-- Stated goal --
Check each line of the material below, and copy it if it holds the string "that".

---------- Dataset

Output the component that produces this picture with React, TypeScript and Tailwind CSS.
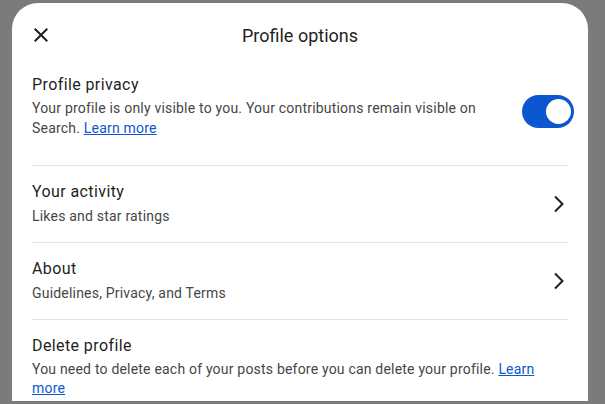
import React from "react";

const font = { fontFamily: "Roboto, 'Noto Sans', sans-serif" };

function Chevron() {
  return (
    <svg width="12" height="18" viewBox="0 0 12 18" className="shrink-0">
      <polyline points="2,1.5 9.5,9 2,16.5" fill="none" stroke="#1f1f1f" strokeWidth="2" />
    </svg>
  );
}

function LinkRow({ title, sub }: { title: string; sub: string }) {
  return (
    <div className="flex items-center justify-between border-t border-[#e3e3e3] pt-[14px] pb-[16px]">
      <div>
        <div className="text-[16px] leading-[24px] tracking-[0.4px] text-[#1f1f1f]">{title}</div>
        <div className="mt-[2px] text-[14px] leading-[20px] tracking-[0.2px] text-[#444746]">{sub}</div>
      </div>
      <div className="mr-[3px] mt-[1px]">
        <Chevron />
      </div>
    </div>
  );
}

export default function App() {
  return (
    <div className="h-[404px] w-[605px] overflow-hidden bg-[#7b7b7b] pt-[3px]" style={font}>
      <div className="ml-[12px] h-[398px] w-[576px] overflow-hidden rounded-t-[26px] bg-white px-[20px]">
        {/* Header */}
        <div className="relative flex h-[64px] items-center justify-center">
          <svg width="24" height="24" viewBox="0 0 24 24" className="absolute left-[-3px] top-[20px]">
            <path
              fill="#1f1f1f"
              d="M19 6.41 17.59 5 12 10.59 6.41 5 5 6.41 10.59 12 5 17.59 6.41 19 12 13.41 17.59 19 19 17.59 13.41 12z"
            />
          </svg>
          <div className="text-[18px] text-[#1f1f1f]">Profile options</div>
        </div>

        {/* Profile privacy */}
        <div className="flex items-start justify-between pt-[6px] pb-[27px]">
          <div className="w-[450px]">
            <div className="text-[16px] leading-[24px] tracking-[0.4px] text-[#1f1f1f]">Profile privacy</div>
            <p className="mt-[1px] text-[14px] leading-[20px] tracking-[0.2px] text-[#444746]">
              Your profile is only visible to you. Your contributions remain visible on Search.{" "}
              <span className="text-[#0b57d0] underline">Learn more</span>
            </p>
          </div>
          <div className="-mr-[6px] mt-[22px] flex h-[33px] w-[52px] items-center justify-end rounded-full bg-[#0b57d0] pr-[3px]">
            <div className="h-[25px] w-[25px] rounded-full bg-white" />
          </div>
        </div>

        <LinkRow title="Your activity" sub="Likes and star ratings" />
        <LinkRow title="About" sub="Guidelines, Privacy, and Terms" />

        {/* Delete profile */}
        <div className="border-t border-[#e3e3e3] pt-[14px]">
          <div className="text-[16px] leading-[24px] tracking-[0.4px] text-[#1f1f1f]">Delete profile</div>
          <p className="mt-[2px] text-[14px] leading-[19px] tracking-[0.2px] text-[#444746]">
            You need to delete each of your posts before you can delete your profile.{" "}
            <span className="text-[#0b57d0] underline">Learn more</span>
          </p>
        </div>
      </div>
    </div>
  );
}
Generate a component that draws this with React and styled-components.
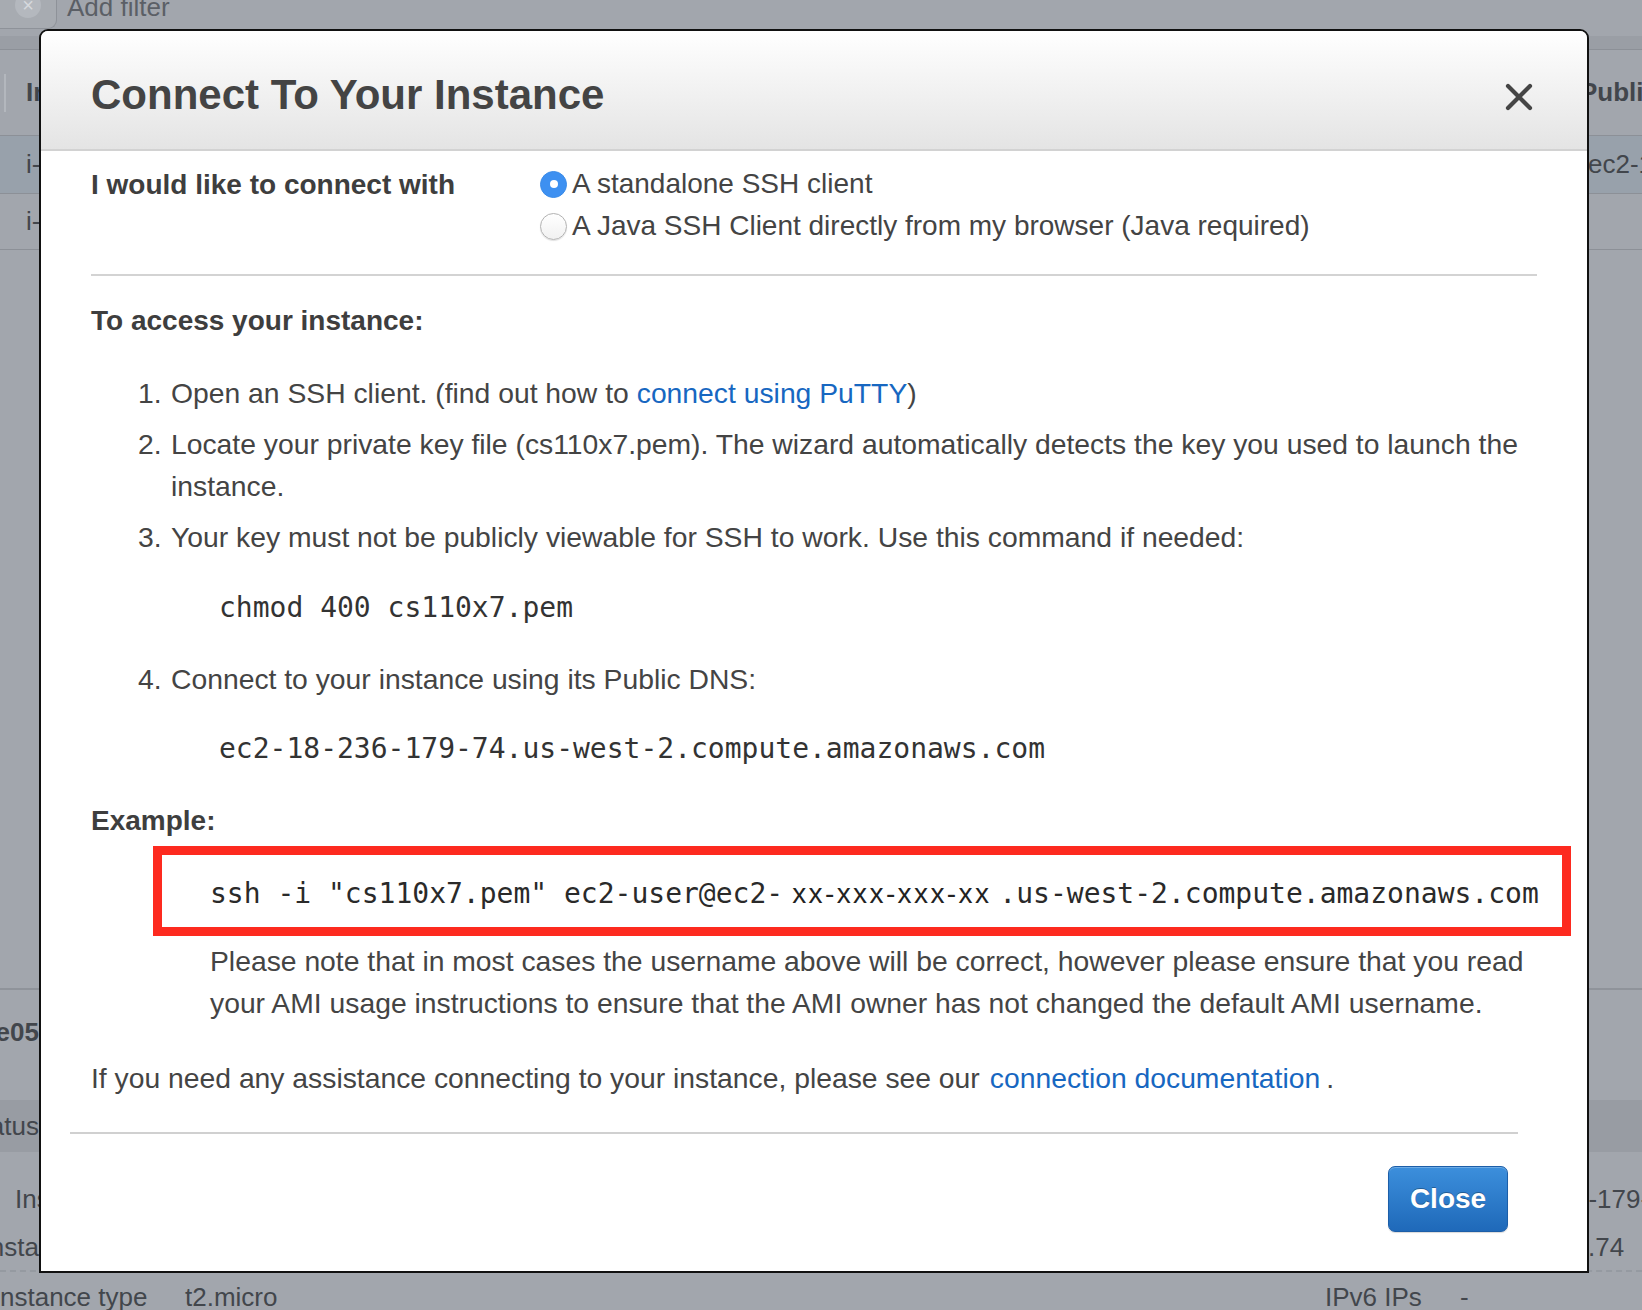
import React from 'react';
import styled, { createGlobalStyle } from 'styled-components';

const GlobalStyle = createGlobalStyle`
  html, body {
    margin: 0;
    padding: 0;
  }
  body {
    width: 1642px;
    height: 1310px;
    overflow: hidden;
    font-family: "Liberation Sans", Arial, sans-serif;
  }
`;

const Page = styled.div`
  position: relative;
  width: 1642px;
  height: 1310px;
  overflow: hidden;
  background: #a2a6ad;
  color: #42464c;
  font-family: "Liberation Sans", Arial, sans-serif;
  font-size: 26px;
`;

/* ---------- console behind the dialog ---------- */

const FilterBar = styled.div`
  display: flex;
  align-items: flex-start;
  height: 30px;
`;

const FilterInput = styled.div`
  width: 56px;
  height: 28px;
  border-right: 1px solid #8e9299;
  border-bottom: 1px solid #8e9299;
  border-radius: 0 0 9px 0;
  background: #a7abb1;
  display: flex;
  justify-content: center;
`;

const ClearDot = styled.span`
  width: 26px;
  height: 26px;
  margin-top: -8px;
  border-radius: 50%;
  background: #b4b8be;
  color: #d6d9dd;
  font-size: 20px;
  line-height: 26px;
  text-align: center;
`;

const FilterText = styled.span`
  margin-left: 10px;
  line-height: 14px;
  color: #5b5f66;
`;

const Band = styled.div`
  height: 20px;
  border-top: 6px solid #a2a6ad;
  box-sizing: border-box;
  background: #9a9ea5;
  border-bottom: 1px solid #8c9097;
`;

const BgRow = styled.div`
  display: flex;
  justify-content: space-between;
  align-items: center;
  height: ${({ $h }) => $h}px;
  box-sizing: border-box;
  background: ${({ $bg }) => $bg || 'transparent'};
  border-bottom: ${({ $line }) => ($line ? '1px solid #8c9097' : '0')};
  font-weight: ${({ $bold }) => ($bold ? 700 : 400)};
`;

const LeftCell = styled.div`
  width: ${({ $end }) => ($end ? '39px' : '200px')};
  padding-left: ${({ $pad }) => $pad || 0}px;
  overflow: hidden;
  white-space: nowrap;
  display: flex;
  align-items: center;
  justify-content: ${({ $end }) => ($end ? 'flex-end' : 'flex-start')};
`;

const RightCell = styled.div`
  width: 60px;
  overflow: hidden;
  white-space: nowrap;
  text-indent: ${({ $indent }) => $indent || 0}px;
`;

const ColSep = styled.span`
  width: 2px;
  height: 38px;
  margin-right: 20px;
  background: #b3b7bd;
`;

const Spacer = styled.div`
  height: ${({ $h }) => $h}px;
  border-bottom: ${({ $line }) => ($line ? '2px solid #8f939a' : '0')};
  box-sizing: border-box;
`;

const BottomRow = styled.div`
  display: grid;
  grid-template-columns: 185px 1140px 135px 1fr;
  align-items: center;
  height: 52px;
  border-top: 2px dashed #959aa1;
  box-sizing: border-box;
`;

/* ---------- dialog ---------- */

const Modal = styled.div`
  position: absolute;
  left: 39px;
  top: 29px;
  width: 1550px;
  height: 1244px;
  box-sizing: border-box;
  border: 2px solid #111;
  border-radius: 9px 9px 0 0;
  background: #fff;
  color: #444;
  display: flex;
  flex-direction: column;
  font-size: 28.3px;
`;

const Header = styled.div`
  height: 120px;
  flex-shrink: 0;
  box-sizing: border-box;
  display: flex;
  align-items: center;
  justify-content: space-between;
  padding: 9px 54px 0 50px;
  border-radius: 7px 7px 0 0;
  background: linear-gradient(#ffffff, #e4e4e4);
  border-bottom: 2px solid #d2d2d2;
`;

const Title = styled.h1`
  margin: 0;
  font-size: 42px;
  font-weight: 700;
  color: #444;
`;

const CloseX = styled.button`
  border: 0;
  padding: 0;
  margin-top: 4px;
  background: none;
  width: 28px;
  height: 28px;
  display: flex;
  cursor: pointer;
`;

const Body = styled.div`
  padding: 0 50px;
  line-height: 42px;
`;

const ConnectRow = styled.div`
  display: grid;
  grid-template-columns: 449px 1fr;
  padding-top: 13px;
  font-size: 28px;
`;

const Label = styled.div`
  font-weight: 700;
  color: #3e3e3e;
`;

const RadioList = styled.div`
  display: flex;
  flex-direction: column;
  margin-top: -1px;
  gap: 0;
`;

const RadioLine = styled.label`
  display: flex;
  align-items: center;
  gap: 5px;
  color: #444;
`;

const Radio = styled.span`
  width: 27px;
  height: 27px;
  box-sizing: border-box;
  border-radius: 50%;
  flex-shrink: 0;
  display: flex;
  align-items: center;
  justify-content: center;
  background: ${({ $on }) => ($on ? '#3d90f1' : 'linear-gradient(#ffffff, #f1f1f1)')};
  border: 1px solid ${({ $on }) => ($on ? '#3a8be8' : '#b2b2b2')};
  box-shadow: ${({ $on }) => ($on ? 'none' : '0 1px 1px rgba(0,0,0,0.12)')};

  &::after {
    content: '';
    width: 8px;
    height: 8px;
    border-radius: 50%;
    background: #fff;
    display: ${({ $on }) => ($on ? 'block' : 'none')};
  }
`;

const Rule = styled.div`
  height: 2px;
  margin-top: 27px;
  background: #d3d3d3;
`;

const Heading = styled.div`
  font-size: 28px;
  font-weight: 700;
  color: #3e3e3e;
  margin-top: ${({ $mt }) => $mt}px;
`;

const Steps = styled.ol`
  list-style: none;
  margin: 30px 0 0;
  padding: 0 0 0 47px;
`;

const Step = styled.li`
  display: grid;
  grid-template-columns: 33px 1fr;
  margin-top: ${({ $first }) => ($first ? 0 : 9)}px;
`;

const Link = styled.a`
  color: #1767c1;
  text-decoration: none;
  margin-left: ${({ $gap }) => $gap || 0}px;
  margin-right: ${({ $after }) => $after || 0}px;
`;

const Code = styled.div`
  font-family: "DejaVu Sans Mono", "Liberation Mono", monospace;
  font-size: 28px;
  color: #333;
  margin: ${({ $mt }) => $mt}px 0 ${({ $mb }) => $mb}px 48px;
  white-space: nowrap;
`;

const Highlight = styled.div`
  margin: 4px -34px 0 62px;
  height: 90px;
  box-sizing: border-box;
  border: 9px solid #fd2a1f;
  padding: 5px 0 0 48px;
  display: flex;
  align-items: center;
  white-space: nowrap;
  line-height: 66px;
`;

const Mono = styled.span`
  font-family: "DejaVu Sans Mono", "Liberation Mono", monospace;
  font-size: 28px;
  color: #2a2a2a;
`;

const Sans = styled.span`
  color: #222;
  font-size: 28px;
  letter-spacing: 2.4px;
  margin: 0 8px 0 9px;
`;

const Note = styled.p`
  margin: 4px 0 0 119px;
`;

const Help = styled.p`
  margin: 33px 0 0;
`;

const Footer = styled.div`
  margin: 33px 69px 0 29px;
  padding: 32px 10px 0 0;
  border-top: 2px solid #d0d0d0;
  display: flex;
  justify-content: flex-end;
`;

const CloseButton = styled.button`
  width: 120px;
  height: 66px;
  border: 1px solid #1c5ea8;
  border-radius: 7px;
  background: linear-gradient(#3c8fdc, #1f69b9);
  box-shadow: inset 0 1px 0 rgba(255, 255, 255, 0.25), 0 1px 1px rgba(0, 0, 0, 0.15);
  color: #fff;
  font-family: "Liberation Sans", Arial, sans-serif;
  font-size: 28px;
  font-weight: 700;
  text-shadow: 0 -1px 0 rgba(0, 0, 0, 0.3);
  cursor: pointer;
`;

function XIcon() {
  return (
    <svg width="28" height="28" viewBox="0 0 28 28">
      <path d="M3 3 L25 25 M25 3 L3 25" stroke="#454545" strokeWidth="4.2" strokeLinecap="round" />
    </svg>
  );
}

function Console() {
  return (
    <>
      <FilterBar>
        <FilterInput>
          <ClearDot>×</ClearDot>
        </FilterInput>
        <FilterText>Add filter</FilterText>
      </FilterBar>
      <Band />
      <BgRow $h={86} $bold $line>
        <LeftCell $pad={4}><ColSep />Instance ID</LeftCell>
        <RightCell $indent={-2}>Public DNS</RightCell>
      </BgRow>
      <BgRow $h={58} $bg="#98a1ab" $line>
        <LeftCell $pad={26}>i-0e05</LeftCell>
        <RightCell $indent={6}>ec2-18</RightCell>
      </BgRow>
      <BgRow $h={56} $line>
        <LeftCell $pad={26}>i-0a1b</LeftCell>
        <RightCell />
      </BgRow>
      <Spacer $h={740} $line />
      <BgRow $h={84} $bold>
        <LeftCell $end>Instance: i-0e05</LeftCell>
        <RightCell />
      </BgRow>
      <Spacer $h={26} />
      <BgRow $h={52} $bg="#989ca3">
        <LeftCell $end>Status</LeftCell>
        <RightCell />
      </BgRow>
      <Spacer $h={22} />
      <BgRow $h={50}>
        <LeftCell $pad={15}>Instance ID</LeftCell>
        <RightCell $indent={-8}>6-179-74</RightCell>
      </BgRow>
      <BgRow $h={46}>
        <LeftCell $end>Insta</LeftCell>
        <RightCell $indent={6}>.74</RightCell>
      </BgRow>
      <BottomRow>
        <span>nstance type</span>
        <span>t2.micro</span>
        <span>IPv6 IPs</span>
        <span>-</span>
      </BottomRow>
    </>
  );
}

export default function App() {
  return (
    <Page>
      <GlobalStyle />
      <Console />
      <Modal>
        <Header>
          <Title>Connect To Your Instance</Title>
          <CloseX aria-label="Close">
            <XIcon />
          </CloseX>
        </Header>
        <Body>
          <ConnectRow>
            <Label>I would like to connect with</Label>
            <RadioList>
              <RadioLine>
                <Radio $on />
                A standalone SSH client
              </RadioLine>
              <RadioLine>
                <Radio />
                A Java SSH Client directly from my browser (Java required)
              </RadioLine>
            </RadioList>
          </ConnectRow>
          <Rule />
          <Heading $mt={24}>To access your instance:</Heading>
          <Steps>
            <Step $first>
              <span>1.</span>
              <span>
                Open an SSH client. (find out how to
                <Link href="#" $gap={8}>connect using PuTTY</Link>)
              </span>
            </Step>
            <Step>
              <span>2.</span>
              <span>
                Locate your private key file (cs110x7.pem). The wizard automatically detects the key you used to launch the instance.
              </span>
            </Step>
            <Step>
              <span>3.</span>
              <div>
                Your key must not be publicly viewable for SSH to work. Use this command if needed:
                <Code $mt={29} $mb={29}>chmod 400 cs110x7.pem</Code>
              </div>
            </Step>
            <Step $first>
              <span>4.</span>
              <div>
                Connect to your instance using its Public DNS:
                <Code $mt={28} $mb={0}>ec2-18-236-179-74.us-west-2.compute.amazonaws.com</Code>
              </div>
            </Step>
          </Steps>
          <Heading $mt={30}>Example:</Heading>
          <Highlight>
            <Mono>ssh -i "cs110x7.pem" ec2-user@ec2-</Mono>
            <Sans>xx-xxx-xxx-xx</Sans>
            <Mono>.us-west-2.compute.amazonaws.com</Mono>
          </Highlight>
          <Note>
            Please note that in most cases the username above will be correct, however please ensure that you read your AMI usage instructions to ensure that the AMI owner has not changed the default AMI username.
          </Note>
          <Help>
            If you need any assistance connecting to your instance, please see our
            <Link href="#" $gap={10} $after={6}>connection documentation</Link>.
          </Help>
        </Body>
        <Footer>
          <CloseButton>Close</CloseButton>
        </Footer>
      </Modal>
    </Page>
  );
}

--------------------

-- Solution to the exercise --
Output the component that produces this picture with React, TypeScript and Tailwind CSS.
Generate a component that draws this with React and styled-components.
            Please note that in most cases the username above will be correct, however please ensure that you read your AMI usage instructions to ensure that the AMI owner has not changed the default AMI username.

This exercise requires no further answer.